● **Excerpt from a dataset**
++++++++++
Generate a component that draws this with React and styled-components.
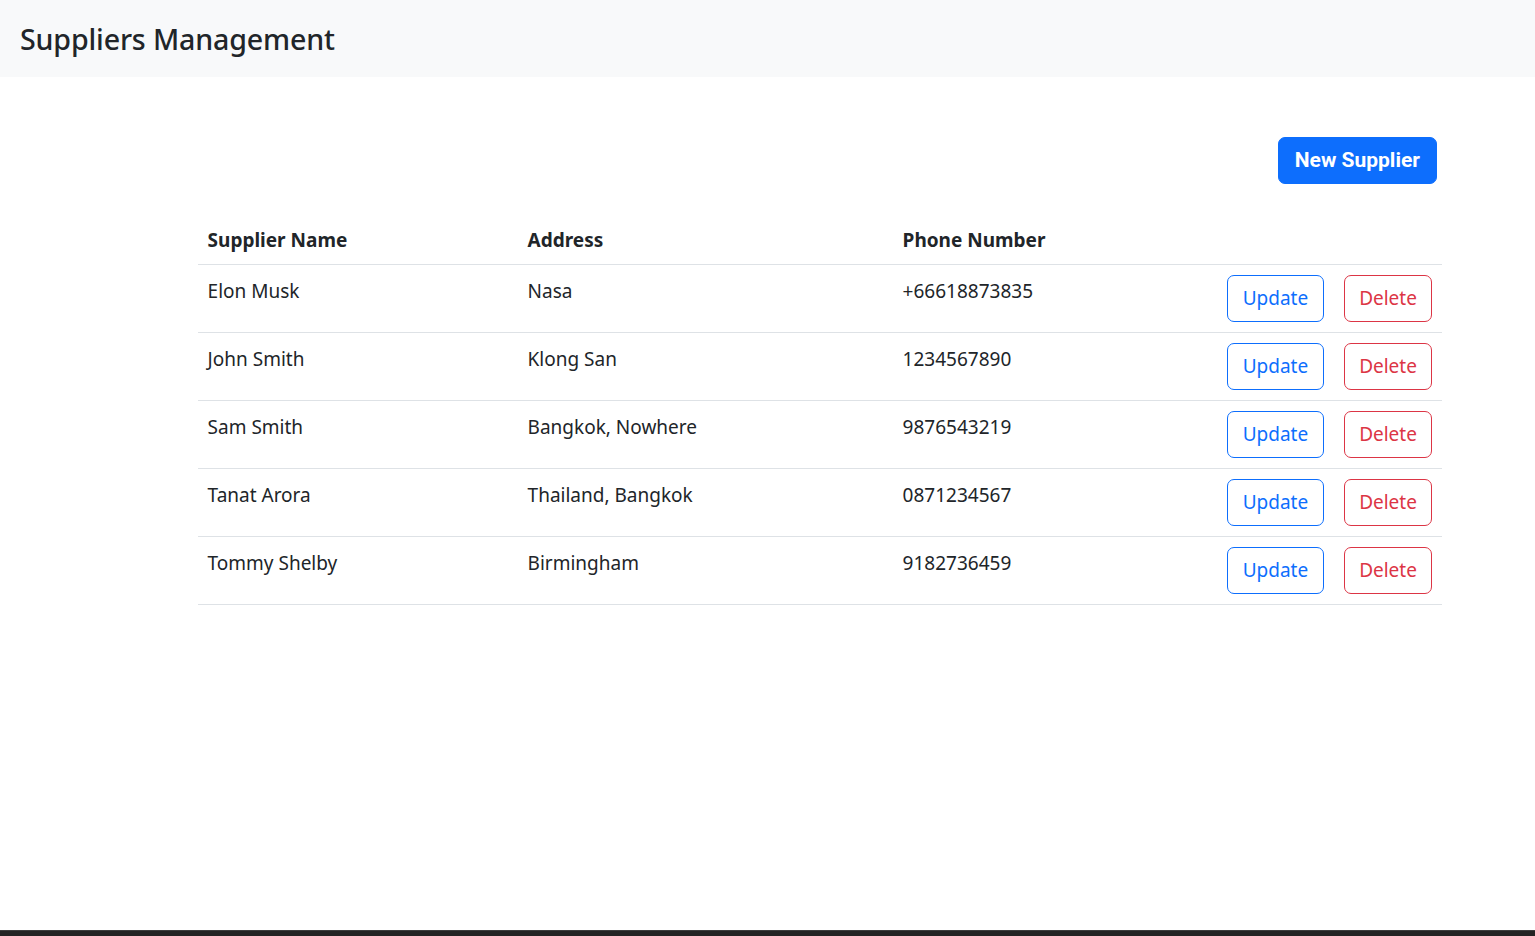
import React from "react";
import styled, { createGlobalStyle } from "styled-components";

const GlobalStyle = createGlobalStyle`
  html, body { margin: 0; padding: 0; background: #fff; }
  body {
    font-family: "Noto Sans", "Open Sans", sans-serif;
    color: #212529;
  }
  * { box-sizing: border-box; }
`;

const Page = styled.div`
  min-height: 100vh;
  display: flex;
  flex-direction: column;
`;

const Header = styled.header`
  height: 77px;
  background: #f8f9fa;
  display: flex;
  align-items: center;
  padding-left: 20px;
`;

const Title = styled.h1`
  margin: 0;
  font-size: 28.6px;
  font-weight: 500;
  color: #212529;
  letter-spacing: -0.15px;
`;

const Main = styled.main`
  flex: 1;
  width: 1244px;
  margin: 60px 0 0 198px;
`;

const Toolbar = styled.div`
  display: flex;
  justify-content: flex-end;
  padding-right: 5px;
  margin-bottom: 32px;
`;

const PrimaryButton = styled.button`
  font-family: Roboto, "Liberation Sans", sans-serif;
  font-weight: 700;
  font-size: 21px;
  line-height: 29px;
  padding: 8px 16px;
  border: 1px solid #0d6efd;
  border-radius: 7px;
  background: #0d6efd;
  color: #fff;
  cursor: pointer;
`;

const Table = styled.table`
  width: 100%;
  border-collapse: collapse;
  table-layout: fixed;
`;

const Th = styled.th`
  text-align: left;
  font-weight: 700;
  font-size: 19px;
  line-height: 29px;
  padding: 9.5px 9.6px;
  border-bottom: 1px solid #dee2e6;
  width: ${(p) => p.$w}px;
`;

const Td = styled.td`
  font-size: 19px;
  line-height: 29px;
  padding: ${(p) => (p.$actions ? "10px 9.6px" : "12px 9.6px 8px")};
  vertical-align: top;
  border-bottom: 1px solid #dee2e6;
`;

const Actions = styled.div`
  display: flex;
  justify-content: flex-end;
  gap: 20px;
`;

const OutlineButton = styled.button`
  font-family: "Noto Sans", "Open Sans", sans-serif;
  font-size: 19px;
  line-height: 29px;
  padding: 8px 14.5px;
  border-radius: 7px;
  background: #fff;
  border: 1px solid ${(p) => p.$color};
  color: ${(p) => p.$color};
  cursor: pointer;
`;

const Taskbar = styled.div`
  height: 6px;
  background: #232323;
  border-top: 1px solid #3d3d3d;
`;

const suppliers = [
  { name: "Elon Musk", address: "Nasa", phone: "+66618873835" },
  { name: "John Smith", address: "Klong San", phone: "1234567890" },
  { name: "Sam Smith", address: "Bangkok, Nowhere", phone: "9876543219" },
  { name: "Tanat Arora", address: "Thailand, Bangkok", phone: "0871234567" },
  { name: "Tommy Shelby", address: "Birmingham", phone: "9182736459" },
];

export default function App() {
  return (
    <Page>
      <GlobalStyle />
      <Header>
        <Title>Suppliers Management</Title>
      </Header>
      <Main>
        <Toolbar>
          <PrimaryButton>New Supplier</PrimaryButton>
        </Toolbar>
        <Table>
          <thead>
            <tr>
              <Th $w={320}>Supplier Name</Th>
              <Th $w={375}>Address</Th>
              <Th $w={324}>Phone Number</Th>
              <Th $w={225}></Th>
            </tr>
          </thead>
          <tbody>
            {suppliers.map((s) => (
              <tr key={s.name}>
                <Td>{s.name}</Td>
                <Td>{s.address}</Td>
                <Td>{s.phone}</Td>
                <Td $actions>
                  <Actions>
                    <OutlineButton $color="#0d6efd">Update</OutlineButton>
                    <OutlineButton $color="#dc3545">Delete</OutlineButton>
                  </Actions>
                </Td>
              </tr>
            ))}
          </tbody>
        </Table>
      </Main>
      <Taskbar />
    </Page>
  );
}
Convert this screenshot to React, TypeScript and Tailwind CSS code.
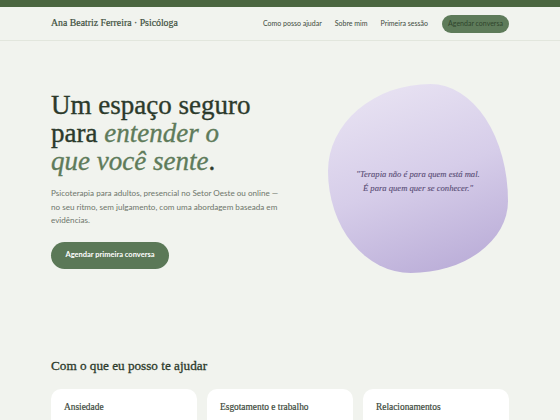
import React from "react";

const serif = "font-['Liberation_Serif','DejaVu_Serif',serif]";
const sans = "font-['Lato','Noto_Sans',sans-serif]";

export default function App() {
  return (
    <div className={`min-h-[420px] w-full bg-[#f1f3ee] text-[#2c3a2b] ${sans}`}>
      <div className="h-[7px] bg-[#4b6640]" />
      <header className="border-b border-[#e2e6dd]">
        <div className="mx-[51px] flex h-[33px] items-center justify-between">
          <span className={`${serif} text-[9.8px] text-[#3d4f3c] [-webkit-text-stroke:0.2px_currentColor]`}>
            Ana Beatriz Ferreira · Psicóloga
          </span>
          <nav className="flex items-center gap-[13px] text-[7px] text-[#3d4a3c]">
            <span>Como posso ajudar</span>
            <span>Sobre mim</span>
            <span>Primeira sessão</span>
            <span className="ml-[1px] flex h-[18px] w-[67px] items-center justify-center rounded-full bg-[#5e7b5a] text-[#2e452c]">
              Agendar conversa
            </span>
          </nav>
        </div>
      </header>

      <section className="mx-[51px] mt-[50px] flex items-start justify-between">
        <div className="w-[250px]">
          <h1 className={`${serif} text-[27px] leading-[28px] text-[#2c3a2b] [-webkit-text-stroke:0.35px_currentColor]`}>
            Um espaço seguro
            <br />
            para <em className="text-[#5e7b5a]">entender o</em>
            <br />
            <em className="text-[#5e7b5a]">que você sente</em>.
          </h1>
          <p className="mt-[12px] w-[234px] text-[8.1px] leading-[13.5px] text-[#6e766b]">
            Psicoterapia para adultos, presencial no Setor Oeste ou online — no seu ritmo, sem julgamento, com uma
            abordagem baseada em evidências.
          </p>
          <button className="mt-[14px] flex h-[27px] w-[118px] items-center justify-center rounded-full bg-[#5b7857] text-[7.5px] font-bold text-white">
            Agendar primeira conversa
          </button>
        </div>
        {/* organic blob holding the quote */}
        <div className="mr-[1px] -mt-[7px] flex h-[189px] w-[180px] items-center justify-center rounded-[57%_43%_54%_46%/46%_62%_38%_54%] bg-[linear-gradient(160deg,#ebe6f4_0%,#d6cde9_50%,#b6a8d5_100%)]">
          <p className={`${serif} mt-[4px] text-center text-[8.6px] italic leading-[14px] text-[#574b74] [-webkit-text-stroke:0.1px_currentColor]`}>
            "Terapia não é para quem está mal.
            <br />É para quem quer se conhecer."
          </p>
        </div>
      </section>

      <section className="mx-[51px] mt-[83px]">
        <h2 className={`${serif} text-[13.2px] text-[#2c3a2b] [-webkit-text-stroke:0.3px_currentColor]`}>
          Com o que eu posso te ajudar
        </h2>
        <div className="mt-[13px] grid grid-cols-3 gap-[10px]">
          {[
            ["Ansiedade", "Para quem vive em modo de alerta"],
            ["Esgotamento e trabalho", "Exaustão, cobrança e pressão"],
            ["Relacionamentos", "Padrões que se repetem e vínculos"],
          ].map(([t, d]) => (
            <div key={t} className="h-[60px] rounded-[10px] bg-white px-[13px] pt-[11px]">
              <h3 className={`${serif} text-[9.4px] text-[#3d4a3c] [-webkit-text-stroke:0.2px_currentColor]`}>{t}</h3>
              <p className="mt-[5px] text-[7.5px] text-[#7a8478]">{d}</p>
            </div>
          ))}
        </div>
      </section>
    </div>
  );
}
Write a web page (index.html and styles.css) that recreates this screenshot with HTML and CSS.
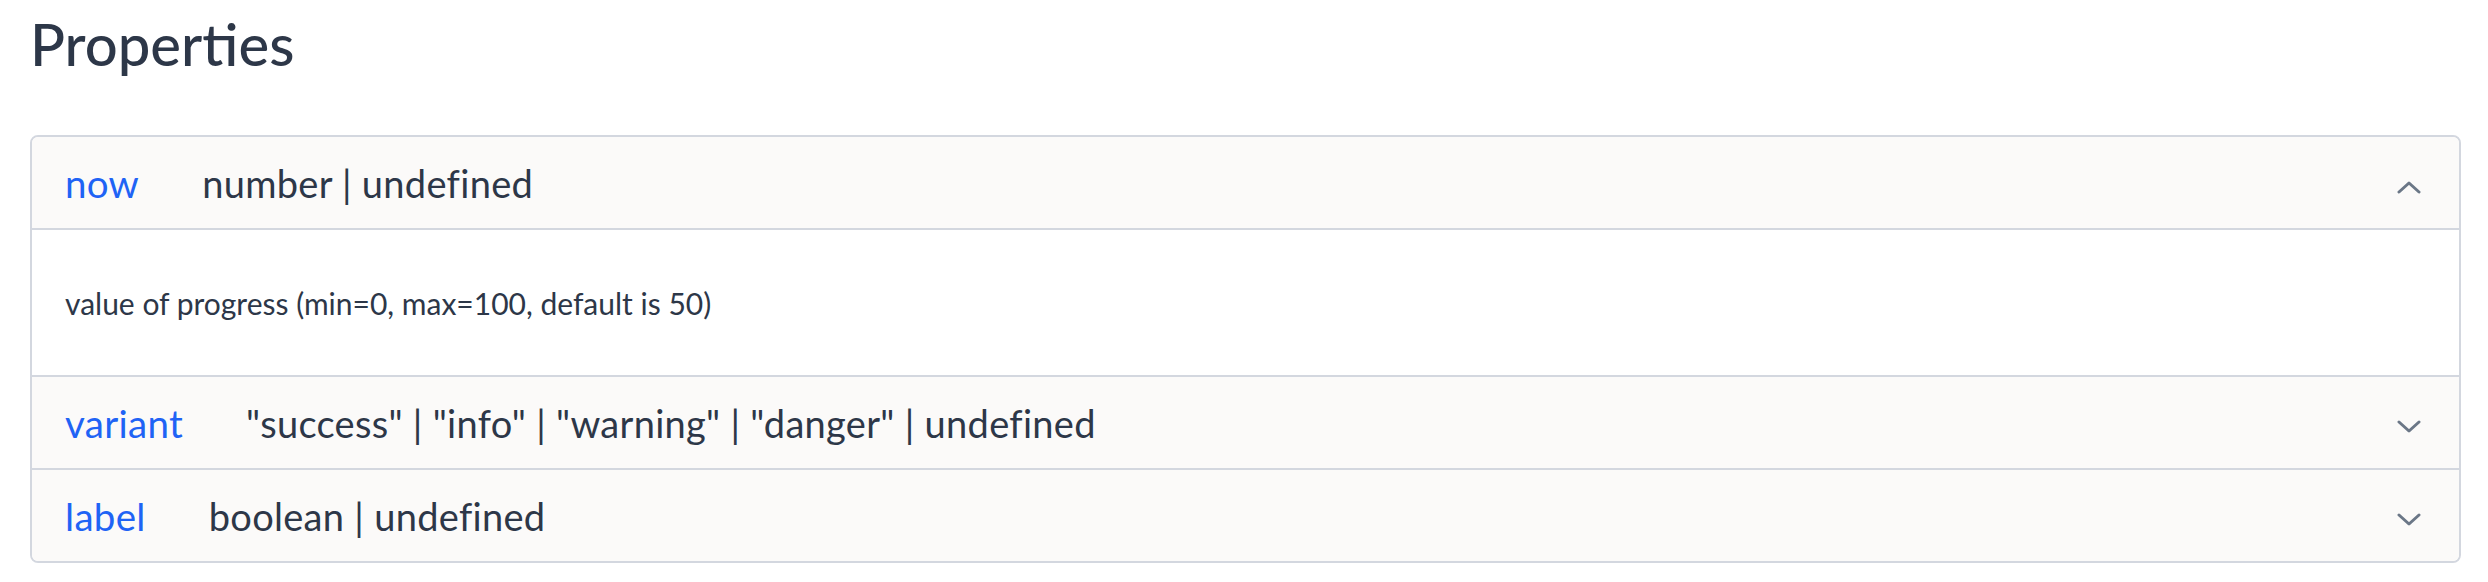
++++++++++
● **Work to complete**
Omit every picture, then repeat the remaining data exactly as it appears above.

● **Response for this exercise**
Generate a component that draws this with React and styled-components.
import React from "react";
import styled, { createGlobalStyle } from "styled-components";

const GlobalStyle = createGlobalStyle`
  html, body { margin: 0; padding: 0; background: #fff; }
  body {
    font-family: "Noto Sans", "Open Sans", sans-serif;
    color: #212529;
  }
  * { box-sizing: border-box; }
`;

const Page = styled.div`
  min-height: 100vh;
  display: flex;
  flex-direction: column;
`;

const Header = styled.header`
  height: 77px;
  background: #f8f9fa;
  display: flex;
  align-items: center;
  padding-left: 20px;
`;

const Title = styled.h1`
  margin: 0;
  font-size: 28.6px;
  font-weight: 500;
  color: #212529;
  letter-spacing: -0.15px;
`;

const Main = styled.main`
  flex: 1;
  width: 1244px;
  margin: 60px 0 0 198px;
`;

const Toolbar = styled.div`
  display: flex;
  justify-content: flex-end;
  padding-right: 5px;
  margin-bottom: 32px;
`;

const PrimaryButton = styled.button`
  font-family: Roboto, "Liberation Sans", sans-serif;
  font-weight: 700;
  font-size: 21px;
  line-height: 29px;
  padding: 8px 16px;
  border: 1px solid #0d6efd;
  border-radius: 7px;
  background: #0d6efd;
  color: #fff;
  cursor: pointer;
`;

const Table = styled.table`
  width: 100%;
  border-collapse: collapse;
  table-layout: fixed;
`;

const Th = styled.th`
  text-align: left;
  font-weight: 700;
  font-size: 19px;
  line-height: 29px;
  padding: 9.5px 9.6px;
  border-bottom: 1px solid #dee2e6;
  width: ${(p) => p.$w}px;
`;

const Td = styled.td`
  font-size: 19px;
  line-height: 29px;
  padding: ${(p) => (p.$actions ? "10px 9.6px" : "12px 9.6px 8px")};
  vertical-align: top;
  border-bottom: 1px solid #dee2e6;
`;

const Actions = styled.div`
  display: flex;
  justify-content: flex-end;
  gap: 20px;
`;

const OutlineButton = styled.button`
  font-family: "Noto Sans", "Open Sans", sans-serif;
  font-size: 19px;
  line-height: 29px;
  padding: 8px 14.5px;
  border-radius: 7px;
  background: #fff;
  border: 1px solid ${(p) => p.$color};
  color: ${(p) => p.$color};
  cursor: pointer;
`;

const Taskbar = styled.div`
  height: 6px;
  background: #232323;
  border-top: 1px solid #3d3d3d;
`;

const suppliers = [
  { name: "Elon Musk", address: "Nasa", phone: "+66618873835" },
  { name: "John Smith", address: "Klong San", phone: "1234567890" },
  { name: "Sam Smith", address: "Bangkok, Nowhere", phone: "9876543219" },
  { name: "Tanat Arora", address: "Thailand, Bangkok", phone: "0871234567" },
  { name: "Tommy Shelby", address: "Birmingham", phone: "9182736459" },
];

export default function App() {
  return (
    <Page>
      <GlobalStyle />
      <Header>
        <Title>Suppliers Management</Title>
      </Header>
      <Main>
        <Toolbar>
          <PrimaryButton>New Supplier</PrimaryButton>
        </Toolbar>
        <Table>
          <thead>
            <tr>
              <Th $w={320}>Supplier Name</Th>
              <Th $w={375}>Address</Th>
              <Th $w={324}>Phone Number</Th>
              <Th $w={225}></Th>
            </tr>
          </thead>
          <tbody>
            {suppliers.map((s) => (
              <tr key={s.name}>
                <Td>{s.name}</Td>
                <Td>{s.address}</Td>
                <Td>{s.phone}</Td>
                <Td $actions>
                  <Actions>
                    <OutlineButton $color="#0d6efd">Update</OutlineButton>
                    <OutlineButton $color="#dc3545">Delete</OutlineButton>
                  </Actions>
                </Td>
              </tr>
            ))}
          </tbody>
        </Table>
      </Main>
      <Taskbar />
    </Page>
  );
}
Convert this screenshot to React, TypeScript and Tailwind CSS code.
import React from "react";

const serif = "font-['Liberation_Serif','DejaVu_Serif',serif]";
const sans = "font-['Lato','Noto_Sans',sans-serif]";

export default function App() {
  return (
    <div className={`min-h-[420px] w-full bg-[#f1f3ee] text-[#2c3a2b] ${sans}`}>
      <div className="h-[7px] bg-[#4b6640]" />
      <header className="border-b border-[#e2e6dd]">
        <div className="mx-[51px] flex h-[33px] items-center justify-between">
          <span className={`${serif} text-[9.8px] text-[#3d4f3c] [-webkit-text-stroke:0.2px_currentColor]`}>
            Ana Beatriz Ferreira · Psicóloga
          </span>
          <nav className="flex items-center gap-[13px] text-[7px] text-[#3d4a3c]">
            <span>Como posso ajudar</span>
            <span>Sobre mim</span>
            <span>Primeira sessão</span>
            <span className="ml-[1px] flex h-[18px] w-[67px] items-center justify-center rounded-full bg-[#5e7b5a] text-[#2e452c]">
              Agendar conversa
            </span>
          </nav>
        </div>
      </header>

      <section className="mx-[51px] mt-[50px] flex items-start justify-between">
        <div className="w-[250px]">
          <h1 className={`${serif} text-[27px] leading-[28px] text-[#2c3a2b] [-webkit-text-stroke:0.35px_currentColor]`}>
            Um espaço seguro
            <br />
            para <em className="text-[#5e7b5a]">entender o</em>
            <br />
            <em className="text-[#5e7b5a]">que você sente</em>.
          </h1>
          <p className="mt-[12px] w-[234px] text-[8.1px] leading-[13.5px] text-[#6e766b]">
            Psicoterapia para adultos, presencial no Setor Oeste ou online — no seu ritmo, sem julgamento, com uma
            abordagem baseada em evidências.
          </p>
          <button className="mt-[14px] flex h-[27px] w-[118px] items-center justify-center rounded-full bg-[#5b7857] text-[7.5px] font-bold text-white">
            Agendar primeira conversa
          </button>
        </div>
        {/* organic blob holding the quote */}
        <div className="mr-[1px] -mt-[7px] flex h-[189px] w-[180px] items-center justify-center rounded-[57%_43%_54%_46%/46%_62%_38%_54%] bg-[linear-gradient(160deg,#ebe6f4_0%,#d6cde9_50%,#b6a8d5_100%)]">
          <p className={`${serif} mt-[4px] text-center text-[8.6px] italic leading-[14px] text-[#574b74] [-webkit-text-stroke:0.1px_currentColor]`}>
            "Terapia não é para quem está mal.
            <br />É para quem quer se conhecer."
          </p>
        </div>
      </section>

      <section className="mx-[51px] mt-[83px]">
        <h2 className={`${serif} text-[13.2px] text-[#2c3a2b] [-webkit-text-stroke:0.3px_currentColor]`}>
          Com o que eu posso te ajudar
        </h2>
        <div className="mt-[13px] grid grid-cols-3 gap-[10px]">
          {[
            ["Ansiedade", "Para quem vive em modo de alerta"],
            ["Esgotamento e trabalho", "Exaustão, cobrança e pressão"],
            ["Relacionamentos", "Padrões que se repetem e vínculos"],
          ].map(([t, d]) => (
            <div key={t} className="h-[60px] rounded-[10px] bg-white px-[13px] pt-[11px]">
              <h3 className={`${serif} text-[9.4px] text-[#3d4a3c] [-webkit-text-stroke:0.2px_currentColor]`}>{t}</h3>
              <p className="mt-[5px] text-[7.5px] text-[#7a8478]">{d}</p>
            </div>
          ))}
        </div>
      </section>
    </div>
  );
}
Write a web page (index.html and styles.css) that recreates this screenshot with HTML and CSS.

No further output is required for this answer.